While exposing the limits of twentieth-century fantasies about innocent and emotionally priceless childhoods, Stockton’s emphasis on the queer child and “growing sideways” also undermines popular modern understandings of aging (and the adult/child binary) as the inevitable result of forward-moving and linear time. Her work is part of an interdisciplinary body of scholarship that aligns itself against reproductive futurism, developmental paradigms, and the tendency to see children as “becomings” instead of “beings.”[17] Yet, as geographer Chris Philo notes, “while scholars almost take it as read that they should question absolutes/binaries, notably that which previously sealed-off ‘capable adult’ from ‘incapable child,’ there remains a reluctance to do the same for this boundary between ‘childhood’ and ‘sexuality,’ and even more so when the proposition arises of sexual encounters across the adult–child divide.”[18]

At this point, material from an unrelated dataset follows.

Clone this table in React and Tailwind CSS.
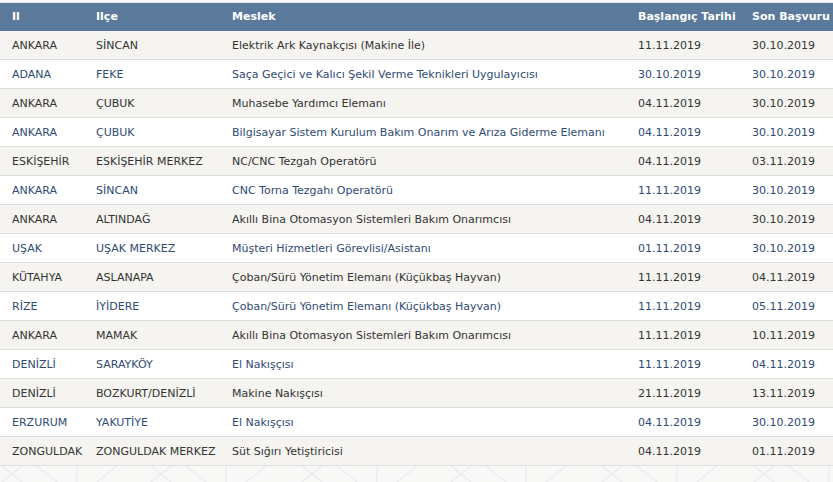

This reluctance, which informed Cleves’s decision to write Unspeakable, has also shaped the historiography of childhood and youth more broadly.[19] Where might we go from here? Historians of young people (and others) would do well to heed Ishita Pande’s call, made in her recent book about childhood, sexuality, and law in late colonial India, to “provincialize ‘age’ as a measure of human capacity.”[20] Using postcolonial, feminist, and queer theory to build on the work of Carole Pateman and Charles Mills, Pande argues that our analyses need to consider the “epistemic contract on age,” which she defines as “an implicit agreement that chronological age is a universal and natural measure of human capacity and hence of legal and political subjectivity.”[21] These words, along with Cleves’s thought-provoking examination of “the social world of sex between men and children before the 1950s,” make it clear that historians still have a lot of work to do.[22] I look forward to following these debates in years to come.